Written instruction -> Word for word, transcribe the lines below and drop the pictures.

Provided material ->
---

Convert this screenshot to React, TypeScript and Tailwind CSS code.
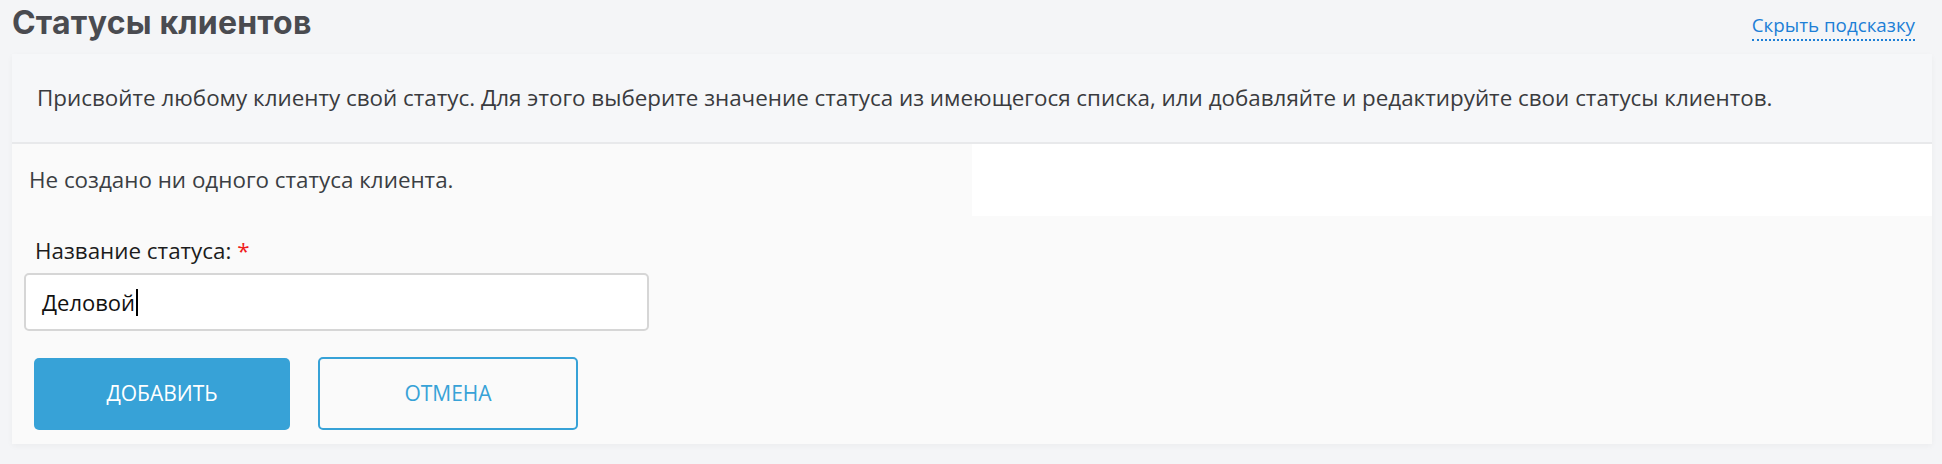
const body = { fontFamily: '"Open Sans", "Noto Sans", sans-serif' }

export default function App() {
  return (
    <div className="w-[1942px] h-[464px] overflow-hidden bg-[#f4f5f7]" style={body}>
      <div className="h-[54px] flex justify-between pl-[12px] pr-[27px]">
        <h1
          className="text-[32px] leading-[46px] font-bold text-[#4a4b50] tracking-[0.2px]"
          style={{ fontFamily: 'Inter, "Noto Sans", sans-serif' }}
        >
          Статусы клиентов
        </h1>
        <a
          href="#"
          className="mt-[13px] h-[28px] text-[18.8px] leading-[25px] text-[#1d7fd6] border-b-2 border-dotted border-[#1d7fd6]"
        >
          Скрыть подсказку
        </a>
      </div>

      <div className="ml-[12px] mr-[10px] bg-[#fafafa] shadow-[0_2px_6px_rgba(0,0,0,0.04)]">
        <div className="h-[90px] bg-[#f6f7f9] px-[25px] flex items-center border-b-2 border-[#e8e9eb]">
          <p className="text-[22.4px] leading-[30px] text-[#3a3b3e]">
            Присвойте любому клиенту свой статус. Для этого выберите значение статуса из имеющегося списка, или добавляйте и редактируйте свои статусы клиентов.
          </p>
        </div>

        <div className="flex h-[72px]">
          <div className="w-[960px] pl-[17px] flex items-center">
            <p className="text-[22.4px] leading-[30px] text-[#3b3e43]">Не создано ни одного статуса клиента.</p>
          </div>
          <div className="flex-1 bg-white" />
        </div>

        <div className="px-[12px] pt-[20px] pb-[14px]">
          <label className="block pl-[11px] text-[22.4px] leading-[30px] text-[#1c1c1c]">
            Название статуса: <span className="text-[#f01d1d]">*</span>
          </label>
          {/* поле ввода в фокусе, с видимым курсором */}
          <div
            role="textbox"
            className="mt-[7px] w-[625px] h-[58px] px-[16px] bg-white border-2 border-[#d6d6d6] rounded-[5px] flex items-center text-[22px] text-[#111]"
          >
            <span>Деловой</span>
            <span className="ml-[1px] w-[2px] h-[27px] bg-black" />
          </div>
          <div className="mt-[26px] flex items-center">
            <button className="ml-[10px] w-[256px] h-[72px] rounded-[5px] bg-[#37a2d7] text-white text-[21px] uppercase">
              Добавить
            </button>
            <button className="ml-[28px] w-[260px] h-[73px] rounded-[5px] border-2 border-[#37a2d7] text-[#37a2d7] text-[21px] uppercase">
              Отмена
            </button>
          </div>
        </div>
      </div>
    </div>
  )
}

---

Worked answer ->
Convert this screenshot to React, TypeScript and Tailwind CSS code.
const body = { fontFamily: '"Open Sans", "Noto Sans", sans-serif' }

export default function App() {
  return (
    <div className="w-[1942px] h-[464px] overflow-hidden bg-[#f4f5f7]" style={body}>
      <div className="h-[54px] flex justify-between pl-[12px] pr-[27px]">
        <h1
          className="text-[32px] leading-[46px] font-bold text-[#4a4b50] tracking-[0.2px]"
          style={{ fontFamily: 'Inter, "Noto Sans", sans-serif' }}
        >
          Статусы клиентов
        </h1>
        <a
          href="#"
          className="mt-[13px] h-[28px] text-[18.8px] leading-[25px] text-[#1d7fd6] border-b-2 border-dotted border-[#1d7fd6]"
        >
          Скрыть подсказку
        </a>
      </div>

      <div className="ml-[12px] mr-[10px] bg-[#fafafa] shadow-[0_2px_6px_rgba(0,0,0,0.04)]">
        <div className="h-[90px] bg-[#f6f7f9] px-[25px] flex items-center border-b-2 border-[#e8e9eb]">
          <p className="text-[22.4px] leading-[30px] text-[#3a3b3e]">
            Присвойте любому клиенту свой статус. Для этого выберите значение статуса из имеющегося списка, или добавляйте и редактируйте свои статусы клиентов.
          </p>
        </div>

        <div className="flex h-[72px]">
          <div className="w-[960px] pl-[17px] flex items-center">
            <p className="text-[22.4px] leading-[30px] text-[#3b3e43]">Не создано ни одного статуса клиента.</p>
          </div>
          <div className="flex-1 bg-white" />
        </div>

        <div className="px-[12px] pt-[20px] pb-[14px]">
          <label className="block pl-[11px] text-[22.4px] leading-[30px] text-[#1c1c1c]">
            Название статуса: <span className="text-[#f01d1d]">*</span>
          </label>
          {/* поле ввода в фокусе, с видимым курсором */}
          <div
            role="textbox"
            className="mt-[7px] w-[625px] h-[58px] px-[16px] bg-white border-2 border-[#d6d6d6] rounded-[5px] flex items-center text-[22px] text-[#111]"
          >
            <span>Деловой</span>
            <span className="ml-[1px] w-[2px] h-[27px] bg-black" />
          </div>
          <div className="mt-[26px] flex items-center">
            <button className="ml-[10px] w-[256px] h-[72px] rounded-[5px] bg-[#37a2d7] text-white text-[21px] uppercase">
              Добавить
            </button>
            <button className="ml-[28px] w-[260px] h-[73px] rounded-[5px] border-2 border-[#37a2d7] text-[#37a2d7] text-[21px] uppercase">
              Отмена
            </button>
          </div>
        </div>
      </div>
    </div>
  )
}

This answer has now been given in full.